The camera then cut to Tagovailoa’s father, Galu, who laughed as he said the two things in the family’s home were “your faith and your discipline.” His mother, Diane, expanded on what he meant with this statement.

“He means the Bible and the belt,” she said. “‘You gotta work son, you gotta do better,’ the evaluation from dad is the most honest.”

Later in the segment, Tua explained that his father was “the decision maker in the family,” and that “whether I wanted to go to other schools or not, my dad had the final say in where I was going,” which drove him to pick Alabama.
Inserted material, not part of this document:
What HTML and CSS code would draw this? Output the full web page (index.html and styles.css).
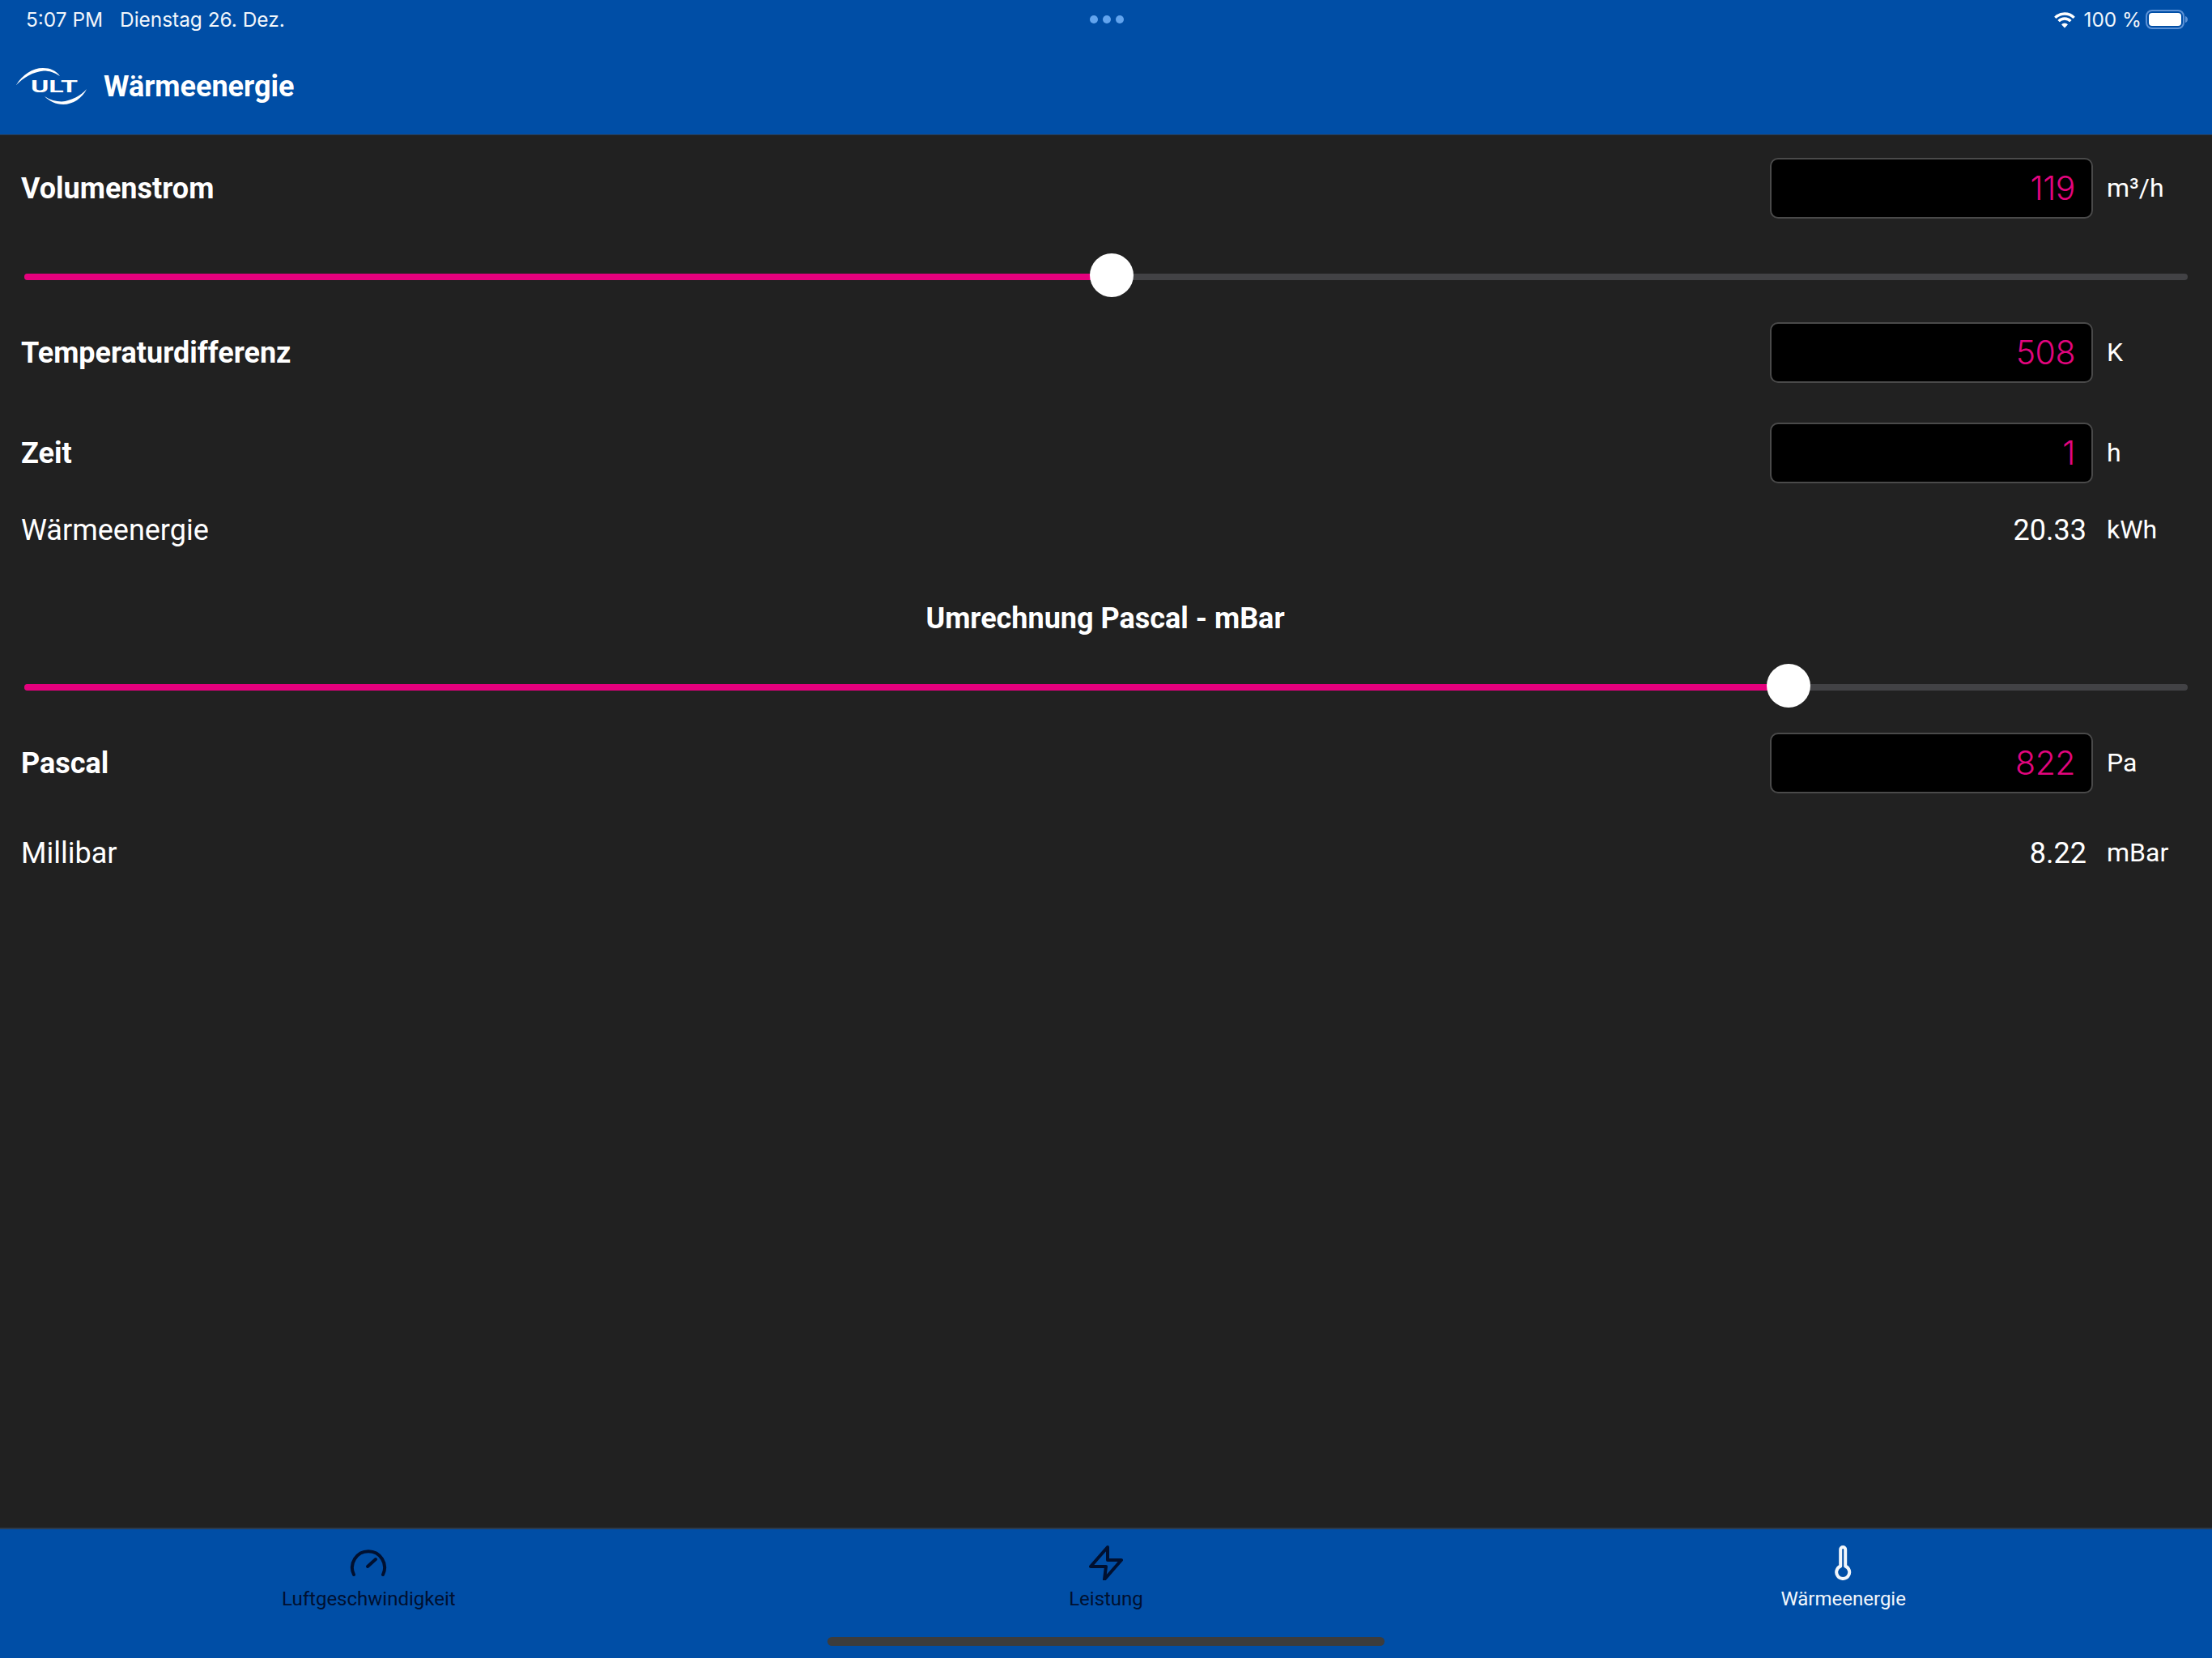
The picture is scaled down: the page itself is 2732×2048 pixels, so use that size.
FILE: index.html
```html
<!DOCTYPE html>
<html lang="de">
<head>
<meta charset="utf-8">
<title>Wärmeenergie</title>
<link rel="stylesheet" href="styles.css">
</head>
<body>
<div class="app">
  <header class="header">
    <div class="status">
      <div class="status-left"><span>5:07 PM</span><span>Dienstag 26. Dez.</span></div>
      <div class="dots"><i></i><i></i><i></i></div>
      <div class="status-right">
        <svg class="wifi" width="26" height="21" viewBox="0 0 26 21"><g fill="none" stroke="#fff" stroke-width="3.400"><path d="M1.330 7.830A16.500 16.500 0 0 1 24.670 7.830"/><path d="M5.580 12.080A10.500 10.500 0 0 1 20.420 12.080"/></g><path d="M13 20.500L9 16.300A5.600 5.600 0 0 1 17 16.300Z" fill="#fff"/></svg>
        <span class="pct">100 %</span>
        <svg class="battery" width="52" height="24" viewBox="0 0 52 24"><rect x="1" y="1" width="46" height="22" rx="7" fill="none" stroke="#5d92d6" stroke-width="2"/><rect x="4" y="4" width="40" height="16" rx="4" fill="#fff"/><path d="M49 8c1.800.5 3 2.200 3 4s-1.200 3.500-3 4z" fill="#5d92d6"/></svg>
      </div>
    </div>
    <div class="appbar">
      <svg class="logo" width="90" height="46" viewBox="0 0 90 46">
        <path d="M0 21C8 8 20 0 33 0C42 0 49 3 54 10C47 5.500 41 3.500 34 3.500C21 4.500 9 12 0 21Z" fill="#fff"/>
        <path d="M87 26C82 37 70 45 58 45C49 45 41 41 35 35C42 39.500 49 41.500 56 41.500C68 40.500 80 34 87 26Z" fill="#fff"/>
        <text x="18" y="30" class="logo-text" textLength="58" lengthAdjust="spacingAndGlyphs">ULT</text>
      </svg>
      <h1 class="title">Wärmeenergie</h1>
    </div>
  </header>

  <main class="content">
    <div class="row first">
      <div class="label strong">Volumenstrom</div>
      <div class="box">119</div>
      <div class="unit">m³/h</div>
    </div>
    <div class="slider slider-a">
      <div class="track"><div class="fill" style="width:1343px"></div></div>
      <div class="thumb" style="left:1316px"></div>
    </div>
    <div class="row">
      <div class="label strong">Temperaturdifferenz</div>
      <div class="box">508</div>
      <div class="unit">K</div>
    </div>
    <div class="row row-zeit">
      <div class="label strong">Zeit</div>
      <div class="box">1</div>
      <div class="unit">h</div>
    </div>
    <div class="row row-result">
      <div class="label">Wärmeenergie</div>
      <div class="value">20.33</div>
      <div class="unit">kWh</div>
    </div>
    <h2 class="heading">Umrechnung Pascal - mBar</h2>
    <div class="slider slider-b">
      <div class="track"><div class="fill" style="width:2179px"></div></div>
      <div class="thumb" style="left:2152px"></div>
    </div>
    <div class="row row-pascal">
      <div class="label strong">Pascal</div>
      <div class="box">822</div>
      <div class="unit">Pa</div>
    </div>
    <div class="row row-milli">
      <div class="label">Millibar</div>
      <div class="value">8.22</div>
      <div class="unit">mBar</div>
    </div>
  </main>

  <nav class="tabs">
    <div class="tab">
      <svg width="50" height="44" viewBox="0 0 50 44" fill="none" stroke="currentColor" stroke-width="4" stroke-linecap="round"><path d="M7 37A20 20 0 1 1 43 37"/><path d="M24 27l10-9"/></svg>
      <span>Luftgeschwindigkeit</span>
    </div>
    <div class="tab">
      <svg width="50" height="44" viewBox="0 0 50 44" fill="none" stroke="currentColor" stroke-width="4" stroke-linejoin="round" stroke-linecap="round"><path d="M27 3L6 27H25L23 43L44 19H27Z"/></svg>
      <span>Leistung</span>
    </div>
    <div class="tab active">
      <svg width="50" height="44" viewBox="0 0 50 44" fill="none" stroke="currentColor" stroke-width="4" stroke-linejoin="round"><path d="M21.200 6a3 3 0 0 1 6 0V26.600a8 8 0 1 1-6 0Z"/></svg>
      <span>Wärmeenergie</span>
    </div>
    <div class="home-bar"></div>
  </nav>
</div>
</body>
</html>
```
FILE: styles.css
```css
* { box-sizing: border-box; }
html, body { margin: 0; padding: 0; }
body { background: #212121; font-family: Roboto, "Liberation Sans", sans-serif; color: #fff; }
.app { width: 2732px; height: 2048px; display: flex; flex-direction: column; overflow: hidden; }

.header { height: 167px; background: #004ea6; border-bottom: 1px solid #2c3a4c; flex: none; }
.status { height: 48px; padding: 0 30px 0 32px; display: grid; grid-template-columns: 1fr auto 1fr; align-items: center; font-family: Inter, "Liberation Sans", sans-serif; font-size: 24.4px; color: #f2f6fb; }
.status-left { display: flex; gap: 21px; }
.dots { display: flex; gap: 6px; }
.dots i { width: 10px; height: 10px; border-radius: 50%; background: #62a4ee; }
.status-right { display: flex; justify-content: flex-end; align-items: center; }
.pct { margin: 0 5px 0 10px; }
.appbar { height: 118px; padding: 0 0 0 20px; display: flex; align-items: center; }
.logo { flex: none; margin-right: 18px; }
.logo-text { font-family: Roboto, sans-serif; font-weight: 700; font-size: 21px; fill: #fff; }
.title { margin: 0; font-size: 36px; font-weight: 700; line-height: 1; color: #fff; }

.content { flex: 1; padding: 28px 30px 0 26px; }
.row { display: grid; grid-template-columns: 1fr 399px 100px; column-gap: 17px; align-items: center; min-height: 75px; }
.label { font-size: 36px; line-height: 40px; }
.strong { font-weight: 700; }
.box { height: 75px; background: #000; border: 2px solid #4a4a4a; border-radius: 10px; color: #e2057e; font-family: Inter, Roboto, sans-serif; font-weight: 300; font-size: 41px; letter-spacing: -0.5px; line-height: 71px; text-align: right; padding-right: 20px; }
.unit { font-size: 32px; line-height: 38px; padding-bottom: 2px; }
.value { font-size: 36px; line-height: 40px; text-align: right; padding-right: 8px; }

.slider { position: relative; height: 54px; margin-left: 4px; width: 2672px; }
.slider-a { margin-top: 43px; margin-bottom: 31px; }
.slider-b { margin-top: 36px; margin-bottom: 31px; }
.track { position: absolute; left: 0; right: 0; top: 25px; height: 8px; border-radius: 4px; background: #424245; overflow: hidden; }
.fill { height: 100%; background: #e5007d; }
.thumb { position: absolute; top: 0; width: 54px; height: 54px; border-radius: 50%; background: #fff; }

.row-zeit { margin-top: 49px; }
.row-result { min-height: 40px; margin-top: 38px; }
.heading { margin: 69px 0 0; padding-left: 2px; font-size: 36px; line-height: 40px; font-weight: 700; text-align: center; }
.row-milli { min-height: 40px; margin-top: 54px; }

.tabs { position: relative; height: 161px; flex: none; background: #004ea6; border-top: 2px solid #2c3a4c; display: grid; grid-template-columns: repeat(3, 1fr); align-items: start; padding-top: 19px; }
.tab { display: flex; flex-direction: column; align-items: center; color: #001030; font-size: 24px; line-height: 30px; gap: 8px; }
.tab.active { color: #f2f6fb; }
.home-bar { position: absolute; left: 1022px; top: 133px; width: 688px; height: 11px; border-radius: 6px; background: #3c3c3c; }
```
The segment was meant to be a feel-good story of the importance of Tagovailoa’s family, but instead, the praise involved in the Crimson Tide signal caller getting beaten by a belt made it rather disturbing. This popped up again during GameDay‘s Saturday Selections, as Desmond Howard cracked a joke in which he called Galu Tagovailoa “the Hawaiian Joe Jackson,” the father of Michael Jackson who was famously accused of (and, eventually, admitted to) abusing his children.